In January, a truck driver transporting hemp grown in Oregon to be processed in Colorado was stopped for a random inspection at a weigh station in Boise, Idaho. Unable to immediately distinguish between hemp and marijuana, authorities charged the driver with trafficking marijuana, a felony charge that can carry a minimum of five years in prison.
That arrest set off a debate about state and federal authority, and it highlighted one of several legal gray areas following hemp legalization in the 2018 farm bill.
Authorities seized the entire truckload – approximately 7,000 pounds of hemp estimated to be worth $1.3 million.
Lawyers representing the hemp processing company, Big Sky Scientific, are fighting to get the confiscated crop released. A federal district court judge in February denied their request for a preliminary injunction to get the hemp returned. The U.S. Court of Appeals for the 9th Circuit will hear arguments in the case on Wednesday.

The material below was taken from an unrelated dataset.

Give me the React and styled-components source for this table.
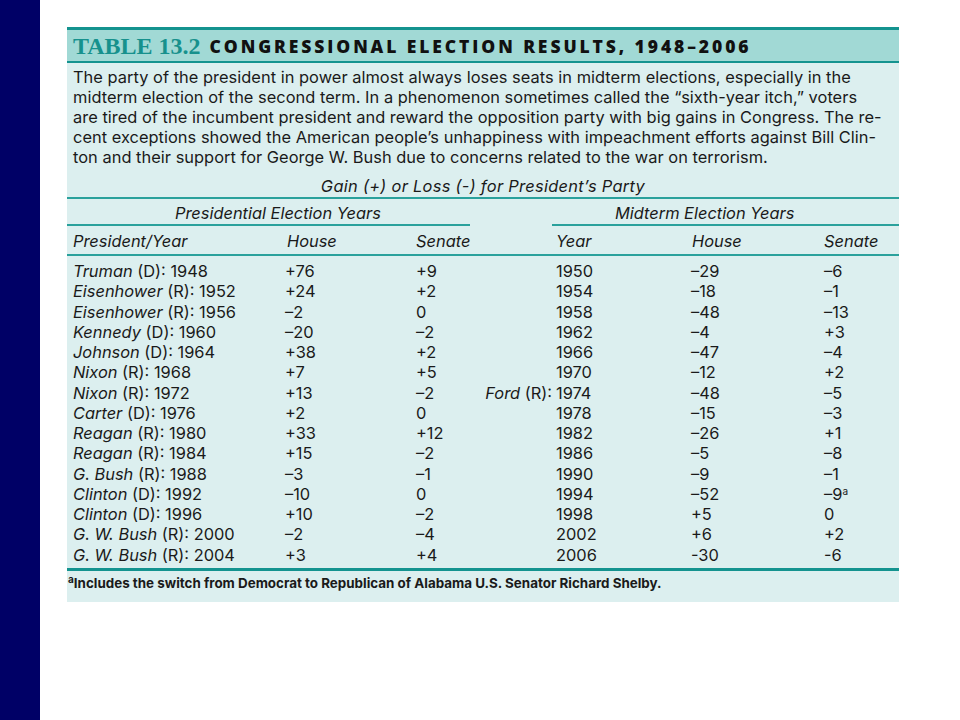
import React from 'react'
import styled, { createGlobalStyle } from 'styled-components'

const Global = createGlobalStyle`
  html, body { margin: 0; padding: 0; background: #ffffff; }
  body { font-family: 'Inter', 'Open Sans', sans-serif; }
`

const Page = styled.div`
  width: 960px;
  height: 720px;
  display: flex;
  overflow: hidden;
  background: #ffffff;
`

const SideBar = styled.div`
  width: 40px;
  background: #000066;
  flex-shrink: 0;
`

const Main = styled.div`
  flex: 1;
  padding: 27px 0 0 27px;
`

const Panel = styled.div`
  width: 832px;
  background: #dcefef;
  color: #1a1a1a;
  padding-bottom: 11px;
`

const TitleBar = styled.div`
  background: #a1d9d5;
  border-top: 3px solid #14938f;
  border-bottom: 2px solid #14938f;
  height: 31px;
  display: flex;
  align-items: center;
  padding-left: 6px;
  gap: 9px;
`

const TableNo = styled.span`
  font-family: 'Liberation Serif', serif;
  font-weight: bold;
  color: #17918d;
  font-size: 24px;
  line-height: 28px;
`

const TableTitle = styled.span`
  font-family: 'Open Sans', sans-serif;
  font-weight: 800;
  font-size: 17.5px;
  line-height: 24px;
  letter-spacing: 2.9px;
  color: #111;
`

const Intro = styled.p`
  margin: 4px 0 0;
  padding: 0 6px;
  font-size: 16.4px;
  line-height: 20px;
  letter-spacing: 0.03px;
  white-space: nowrap;
`

const Caption = styled.div`
  text-align: center;
  font-style: italic;
  font-size: 16.4px;
  line-height: 20px;
  letter-spacing: 0.3px;
  margin-top: 9px;
  padding-bottom: 1px;
  border-bottom: 2px solid #2aa19c;
`

const Groups = styled.div`
  display: grid;
  grid-template-columns: 403px 82px 347px;
  margin-top: 4px;
`

const GroupHead = styled.div`
  font-style: italic;
  font-size: 16.4px;
  line-height: 21px;
  padding-left: ${p => p.$pad}px;
  border-bottom: ${p => (p.$line ? '2px solid #2aa19c' : 'none')};
`

const Grid = styled.div`
  display: grid;
  grid-template-columns: 212px 131px 65px 71px 139px 133px 75px;
  padding-left: 6px;
`

const HeadRow = styled.div`
  display: contents;
`

const HeadCell = styled.div`
  font-style: italic;
  font-size: 16.4px;
  line-height: 20px;
  padding: 5px 0 3px;
  border-bottom: 2px solid #2aa19c;
  margin-left: ${p => (p.$first ? '-6px' : '0')};
  padding-left: ${p => (p.$first ? 6 : p.$pad || 0)}px;
`

const Cell = styled.div`
  font-size: 16.4px;
  line-height: 20.25px;
  padding-left: ${p => p.$pad || 0}px;
  text-align: ${p => (p.$right ? 'right' : 'left')};
  white-space: nowrap;
  padding-top: ${p => (p.$top ? 5 : 0)}px;
  padding-bottom: ${p => (p.$bottom ? 3 : 0)}px;
  border-bottom: ${p => (p.$bottom ? '3px solid #14938f' : 'none')};
  margin-left: ${p => (p.$first && p.$bottom ? '-6px' : '0')};
  ${p => (p.$first && p.$bottom ? 'padding-left: 6px;' : '')}
`

const Name = styled.i``

const Sup = styled.sup`
  font-size: 10px;
  line-height: 0;
  vertical-align: 5px;
`

const Footnote = styled.div`
  font-size: 13.4px;
  line-height: 16px;
  font-weight: 700;
  padding: 4px 0 0 1px;
`

const intro = [
  'The party of the president in power almost always loses seats in midterm elections, especially in the',
  'midterm election of the second term. In a phenomenon sometimes called the “sixth-year itch,” voters',
  'are tired of the incumbent president and reward the opposition party with big gains in Congress. The re-',
  'cent exceptions showed the American people’s unhappiness with impeachment efforts against Bill Clin-',
  'ton and their support for George W. Bush due to concerns related to the war on terrorism.',
]

const rows = [
  ['Truman', 'D', 1948, '+76', '+9', '', 1950, '–29', '–6'],
  ['Eisenhower', 'R', 1952, '+24', '+2', '', 1954, '–18', '–1'],
  ['Eisenhower', 'R', 1956, '–2', '0', '', 1958, '–48', '–13'],
  ['Kennedy', 'D', 1960, '–20', '–2', '', 1962, '–4', '+3'],
  ['Johnson', 'D', 1964, '+38', '+2', '', 1966, '–47', '–4'],
  ['Nixon', 'R', 1968, '+7', '+5', '', 1970, '–12', '+2'],
  ['Nixon', 'R', 1972, '+13', '–2', 'Ford', 1974, '–48', '–5'],
  ['Carter', 'D', 1976, '+2', '0', '', 1978, '–15', '–3'],
  ['Reagan', 'R', 1980, '+33', '+12', '', 1982, '–26', '+1'],
  ['Reagan', 'R', 1984, '+15', '–2', '', 1986, '–5', '–8'],
  ['G. Bush', 'R', 1988, '–3', '–1', '', 1990, '–9', '–1'],
  ['Clinton', 'D', 1992, '–10', '0', '', 1994, '–52', '–9a'],
  ['Clinton', 'D', 1996, '+10', '–2', '', 1998, '+5', '0'],
  ['G. W. Bush', 'R', 2000, '–2', '–4', '', 2002, '+6', '+2'],
  ['G. W. Bush', 'R', 2004, '+3', '+4', '', 2006, '-30', '-6'],
]

const App = () => {
  return (
    <Page>
      <Global />
      <SideBar />
      <Main>
        <Panel>
          <TitleBar>
            <TableNo>TABLE 13.2</TableNo>
            <TableTitle>CONGRESSIONAL ELECTION RESULTS, 1948–2006</TableTitle>
          </TitleBar>
          <Intro>
            {intro.map((l, i) => (
              <React.Fragment key={i}>{l}{i < intro.length - 1 && <br />}</React.Fragment>
            ))}
          </Intro>
          <Caption>Gain (+) or Loss (-) for President’s Party</Caption>
          <Groups>
            <GroupHead $pad={108} $line>Presidential Election Years</GroupHead>
            <GroupHead />
            <GroupHead $pad={63} $line>Midterm Election Years</GroupHead>
          </Groups>
          <Grid>
            <HeadRow>
              <HeadCell $first>President/Year</HeadCell>
              <HeadCell $pad={2}>House</HeadCell>
              <HeadCell>Senate</HeadCell>
              <HeadCell />
              <HeadCell $pad={4}>Year</HeadCell>
              <HeadCell $pad={1}>House</HeadCell>
              <HeadCell $pad={0}>Senate</HeadCell>
            </HeadRow>
            {rows.map((r, i) => {
              const top = i === 0
              const bottom = i === rows.length - 1
              const sen = r[8].endsWith('a') ? <>{r[8].slice(0, -1)}<Sup>a</Sup></> : r[8]
              return (
                <React.Fragment key={i}>
                  <Cell $top={top} $bottom={bottom} $first><Name>{r[0]}</Name> ({r[1]}): {r[2]}</Cell>
                  <Cell $top={top} $bottom={bottom}>{r[3]}</Cell>
                  <Cell $top={top} $bottom={bottom}>{r[4]}</Cell>
                  <Cell $top={top} $bottom={bottom} $right>{r[5] ? <><Name>{r[5]}</Name> (R):</> : ''}</Cell>
                  <Cell $top={top} $bottom={bottom} $pad={4}>{r[6]}</Cell>
                  <Cell $top={top} $bottom={bottom}>{r[7]}</Cell>
                  <Cell $top={top} $bottom={bottom}>{sen}</Cell>
                </React.Fragment>
              )
            })}
          </Grid>
          <Footnote><Sup>a</Sup>Includes the switch from Democrat to Republican of Alabama U.S. Senator Richard Shelby.</Footnote>
        </Panel>
      </Main>
    </Page>
  )
}

export default App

Hemp and marijuana look identical, but industrial hemp contains no more than 0.3 percent THC, the psychoactive chemical found in cannabis. Testing showed the truckload of hemp fell below that threshold.
Elijah Watkins, the lead attorney representing Big Sky, told MA this month the case will determine if hemp can be transported across the country, either by truck, plane or mail. He said it’s a first-in-the-nation appellate case that will reverberate throughout the industry.
“The stakes are obviously for Big Sky to get its products back, but for every company like Big Sky, can they do it? Do they have a viable business to be shipping across the country?”
The state’s defense: Hemp remains illegal in Idaho, so authorities had the right to seize the truckload, county prosecutors argued in legal briefs. Idaho also has the ability to prohibit transportation of hemp within the state because the product must first be lawfully produced, which can’t happen because USDA hasn’t approved any state plans for regulating hemp, according to prosecutors. The Idaho attorney general’s office declined to comment on pending litigation.
USDA guidance: In an attempt to clear up confusion on hemp transportation, the department in May released a legal opinion that states will be forbidden from preventing the transportation or shipment of hemp after USDA crafts its guidelines for the crop and approves state plans. Those guidelines are expected to be released this fall.